### Supplied material
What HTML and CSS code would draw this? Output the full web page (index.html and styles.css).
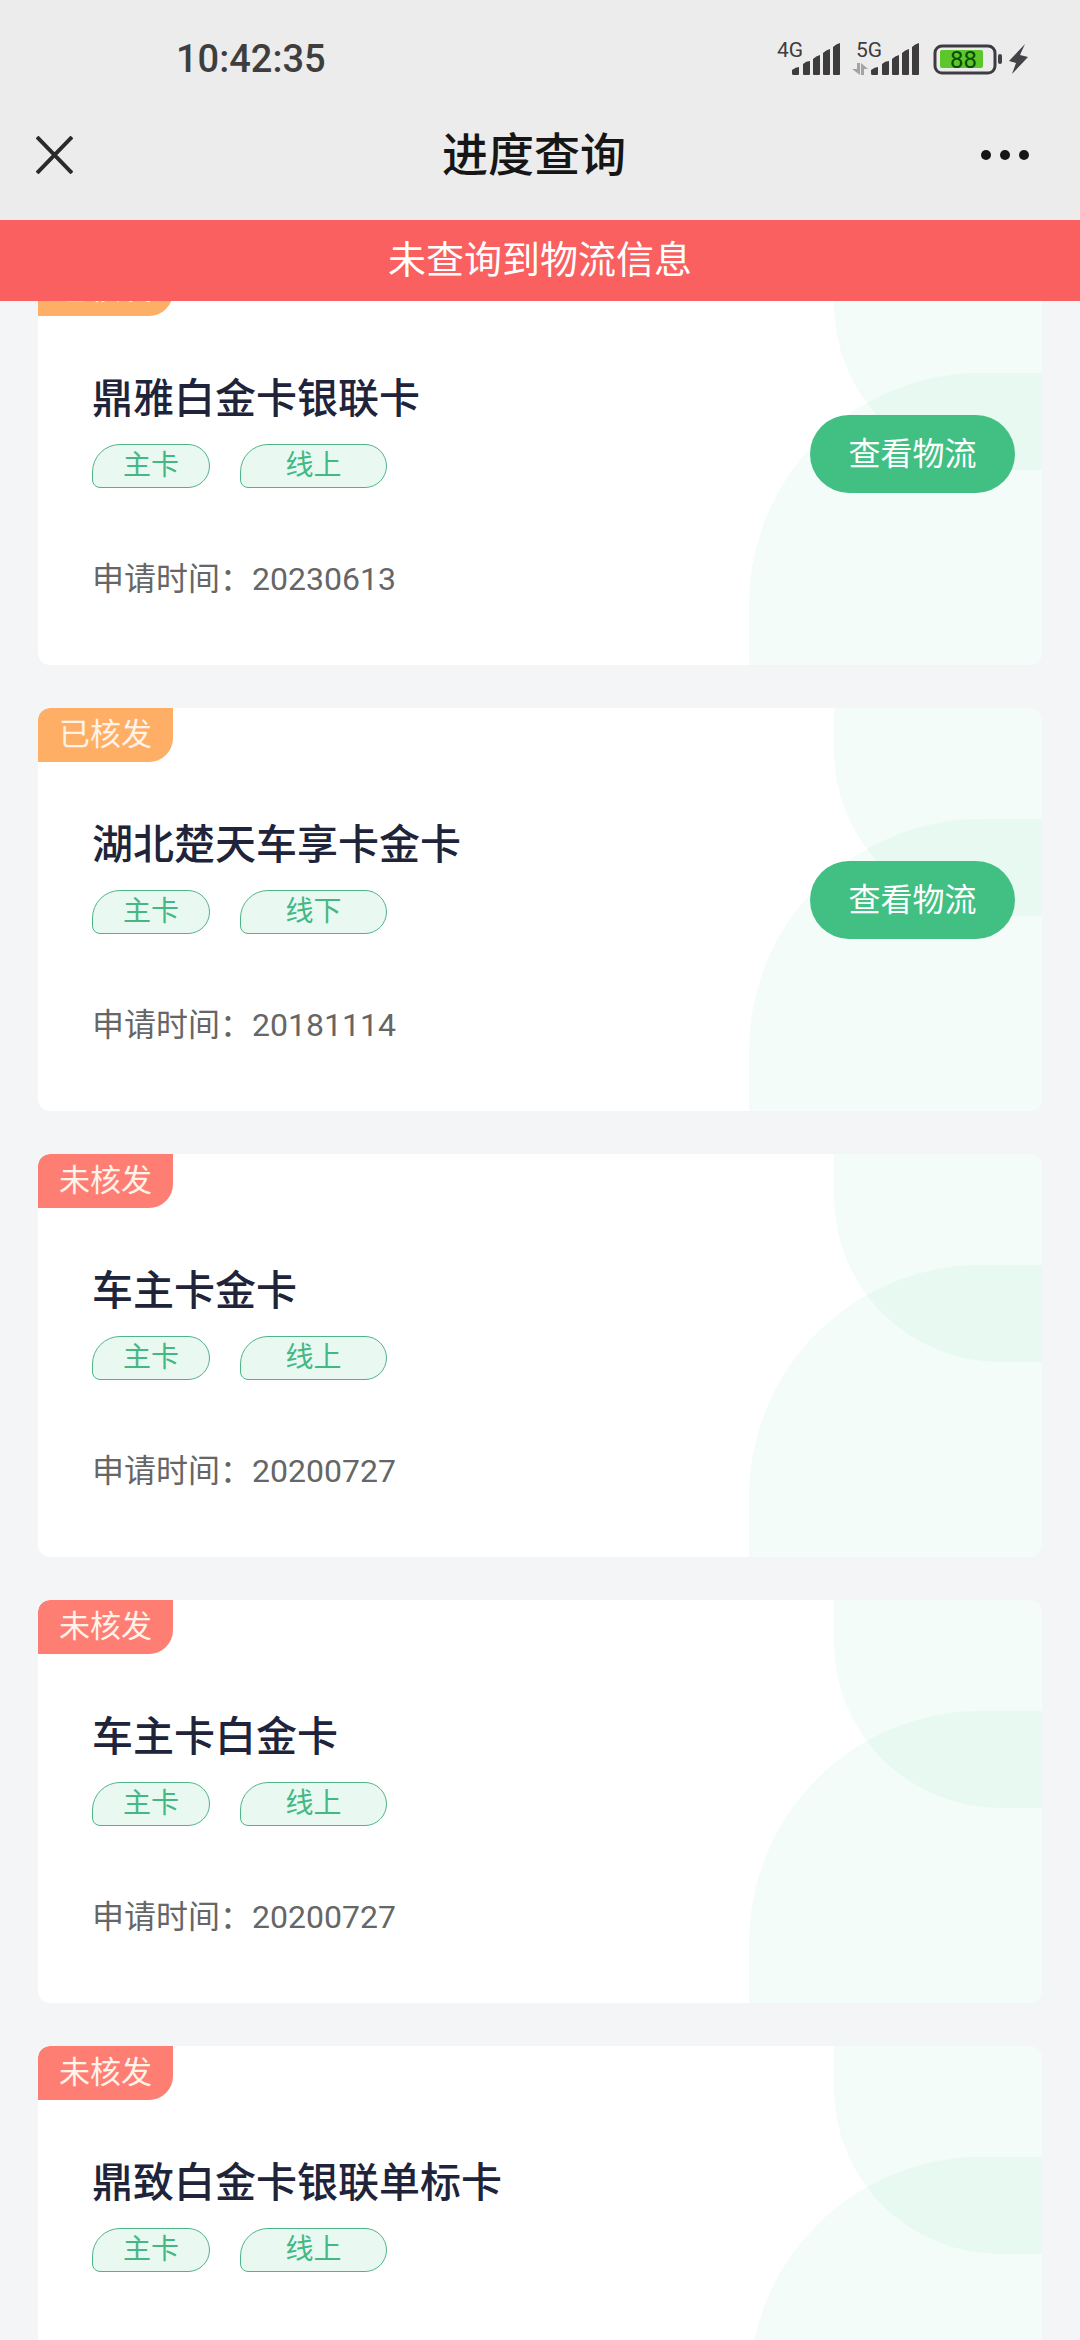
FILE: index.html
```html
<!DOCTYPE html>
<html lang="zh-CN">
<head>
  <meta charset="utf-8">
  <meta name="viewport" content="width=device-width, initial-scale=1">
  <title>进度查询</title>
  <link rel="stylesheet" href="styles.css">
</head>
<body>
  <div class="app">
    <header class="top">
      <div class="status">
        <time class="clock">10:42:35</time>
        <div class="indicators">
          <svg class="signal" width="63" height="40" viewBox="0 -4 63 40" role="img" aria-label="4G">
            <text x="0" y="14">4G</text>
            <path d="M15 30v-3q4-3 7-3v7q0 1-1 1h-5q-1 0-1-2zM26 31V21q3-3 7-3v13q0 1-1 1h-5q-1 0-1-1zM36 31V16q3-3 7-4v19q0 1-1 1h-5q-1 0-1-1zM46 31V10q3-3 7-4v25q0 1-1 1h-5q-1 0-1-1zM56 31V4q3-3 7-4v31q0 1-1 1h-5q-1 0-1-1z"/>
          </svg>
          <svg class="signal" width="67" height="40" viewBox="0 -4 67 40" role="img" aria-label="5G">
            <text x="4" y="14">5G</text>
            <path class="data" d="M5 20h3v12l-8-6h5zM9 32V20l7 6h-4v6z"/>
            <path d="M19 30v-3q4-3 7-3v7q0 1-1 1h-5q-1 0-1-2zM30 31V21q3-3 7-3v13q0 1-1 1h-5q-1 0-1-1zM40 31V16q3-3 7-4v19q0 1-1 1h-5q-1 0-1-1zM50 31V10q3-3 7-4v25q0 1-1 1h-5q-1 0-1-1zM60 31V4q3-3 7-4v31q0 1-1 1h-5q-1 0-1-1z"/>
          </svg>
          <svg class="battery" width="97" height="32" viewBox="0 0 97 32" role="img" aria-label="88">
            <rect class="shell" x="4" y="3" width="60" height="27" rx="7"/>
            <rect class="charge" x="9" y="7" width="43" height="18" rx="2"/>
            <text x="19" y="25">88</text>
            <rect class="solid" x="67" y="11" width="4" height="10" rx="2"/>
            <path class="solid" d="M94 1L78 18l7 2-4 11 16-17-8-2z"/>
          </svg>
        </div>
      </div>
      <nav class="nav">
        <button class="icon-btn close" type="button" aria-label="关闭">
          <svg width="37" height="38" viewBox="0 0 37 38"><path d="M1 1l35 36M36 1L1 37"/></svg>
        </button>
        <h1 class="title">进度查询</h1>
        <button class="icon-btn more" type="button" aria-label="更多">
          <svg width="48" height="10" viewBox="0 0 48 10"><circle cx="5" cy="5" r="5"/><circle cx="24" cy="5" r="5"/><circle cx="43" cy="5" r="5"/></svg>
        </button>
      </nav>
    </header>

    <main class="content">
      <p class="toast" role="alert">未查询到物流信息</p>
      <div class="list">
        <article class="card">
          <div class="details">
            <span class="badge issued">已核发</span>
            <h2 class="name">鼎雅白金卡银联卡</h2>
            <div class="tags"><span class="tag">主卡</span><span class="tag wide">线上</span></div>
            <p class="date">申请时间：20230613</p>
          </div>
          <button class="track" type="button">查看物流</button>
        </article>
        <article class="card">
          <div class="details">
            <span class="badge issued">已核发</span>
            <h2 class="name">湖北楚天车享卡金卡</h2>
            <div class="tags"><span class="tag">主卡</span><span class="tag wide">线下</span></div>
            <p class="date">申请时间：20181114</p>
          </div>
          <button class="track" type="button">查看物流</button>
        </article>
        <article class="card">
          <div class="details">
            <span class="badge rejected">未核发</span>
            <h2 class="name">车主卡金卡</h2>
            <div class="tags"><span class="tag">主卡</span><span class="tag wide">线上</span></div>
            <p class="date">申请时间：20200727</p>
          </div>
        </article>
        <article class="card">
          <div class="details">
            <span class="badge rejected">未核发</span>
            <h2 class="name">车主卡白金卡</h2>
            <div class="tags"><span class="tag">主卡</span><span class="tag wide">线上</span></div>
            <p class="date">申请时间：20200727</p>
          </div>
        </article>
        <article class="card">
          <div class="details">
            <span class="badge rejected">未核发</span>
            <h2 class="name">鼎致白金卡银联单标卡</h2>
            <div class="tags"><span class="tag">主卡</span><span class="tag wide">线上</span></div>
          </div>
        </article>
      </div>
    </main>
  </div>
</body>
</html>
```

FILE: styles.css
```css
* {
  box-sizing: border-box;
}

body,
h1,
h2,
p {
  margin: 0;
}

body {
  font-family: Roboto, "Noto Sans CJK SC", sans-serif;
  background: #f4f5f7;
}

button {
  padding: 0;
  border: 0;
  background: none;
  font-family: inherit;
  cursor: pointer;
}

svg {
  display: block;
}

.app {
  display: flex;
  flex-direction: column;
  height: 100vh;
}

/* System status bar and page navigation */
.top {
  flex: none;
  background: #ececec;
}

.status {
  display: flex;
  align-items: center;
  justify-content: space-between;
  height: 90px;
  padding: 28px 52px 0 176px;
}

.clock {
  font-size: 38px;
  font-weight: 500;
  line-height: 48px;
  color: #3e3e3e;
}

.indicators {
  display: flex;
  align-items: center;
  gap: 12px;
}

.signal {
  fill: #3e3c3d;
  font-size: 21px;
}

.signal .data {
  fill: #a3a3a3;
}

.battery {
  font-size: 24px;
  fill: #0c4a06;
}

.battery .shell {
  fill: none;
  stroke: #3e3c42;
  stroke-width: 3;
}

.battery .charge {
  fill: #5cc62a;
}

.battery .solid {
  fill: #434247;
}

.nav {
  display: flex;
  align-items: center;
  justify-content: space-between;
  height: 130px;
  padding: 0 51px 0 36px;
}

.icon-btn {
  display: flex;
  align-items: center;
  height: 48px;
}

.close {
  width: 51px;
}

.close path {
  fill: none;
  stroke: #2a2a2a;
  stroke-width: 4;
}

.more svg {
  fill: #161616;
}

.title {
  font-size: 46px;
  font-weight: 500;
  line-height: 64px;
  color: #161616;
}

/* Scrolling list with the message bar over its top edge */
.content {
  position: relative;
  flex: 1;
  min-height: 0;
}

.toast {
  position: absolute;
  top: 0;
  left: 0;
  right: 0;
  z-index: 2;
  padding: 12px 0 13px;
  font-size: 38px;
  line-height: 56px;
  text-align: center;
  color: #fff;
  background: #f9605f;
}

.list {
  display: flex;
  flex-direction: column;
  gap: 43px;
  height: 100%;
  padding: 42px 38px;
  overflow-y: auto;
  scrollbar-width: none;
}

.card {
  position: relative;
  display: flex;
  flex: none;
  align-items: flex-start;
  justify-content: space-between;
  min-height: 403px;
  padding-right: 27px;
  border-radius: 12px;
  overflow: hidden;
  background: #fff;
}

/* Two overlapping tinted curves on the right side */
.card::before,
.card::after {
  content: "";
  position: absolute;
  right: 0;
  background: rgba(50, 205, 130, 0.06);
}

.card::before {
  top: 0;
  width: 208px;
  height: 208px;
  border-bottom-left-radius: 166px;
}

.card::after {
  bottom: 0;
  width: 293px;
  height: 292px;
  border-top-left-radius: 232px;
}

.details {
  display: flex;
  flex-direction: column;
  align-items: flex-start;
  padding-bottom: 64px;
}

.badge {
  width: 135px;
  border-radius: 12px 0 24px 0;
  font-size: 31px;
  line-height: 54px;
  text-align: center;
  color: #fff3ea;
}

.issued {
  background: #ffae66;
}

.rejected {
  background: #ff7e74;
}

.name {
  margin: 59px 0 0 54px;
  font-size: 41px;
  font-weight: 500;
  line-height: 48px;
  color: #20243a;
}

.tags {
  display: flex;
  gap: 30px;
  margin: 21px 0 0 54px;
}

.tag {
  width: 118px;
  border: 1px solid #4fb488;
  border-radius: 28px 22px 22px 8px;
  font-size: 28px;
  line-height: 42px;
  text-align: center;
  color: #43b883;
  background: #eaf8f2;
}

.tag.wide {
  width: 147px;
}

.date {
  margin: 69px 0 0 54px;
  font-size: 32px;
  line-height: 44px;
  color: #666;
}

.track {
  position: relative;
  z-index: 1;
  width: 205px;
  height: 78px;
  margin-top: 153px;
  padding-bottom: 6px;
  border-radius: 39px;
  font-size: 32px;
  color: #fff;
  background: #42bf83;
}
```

### Brief
Take every line from the data that contains the word "page".

### Result below
What HTML and CSS code would draw this? Output the full web page (index.html and styles.css).
/* System status bar and page navigation */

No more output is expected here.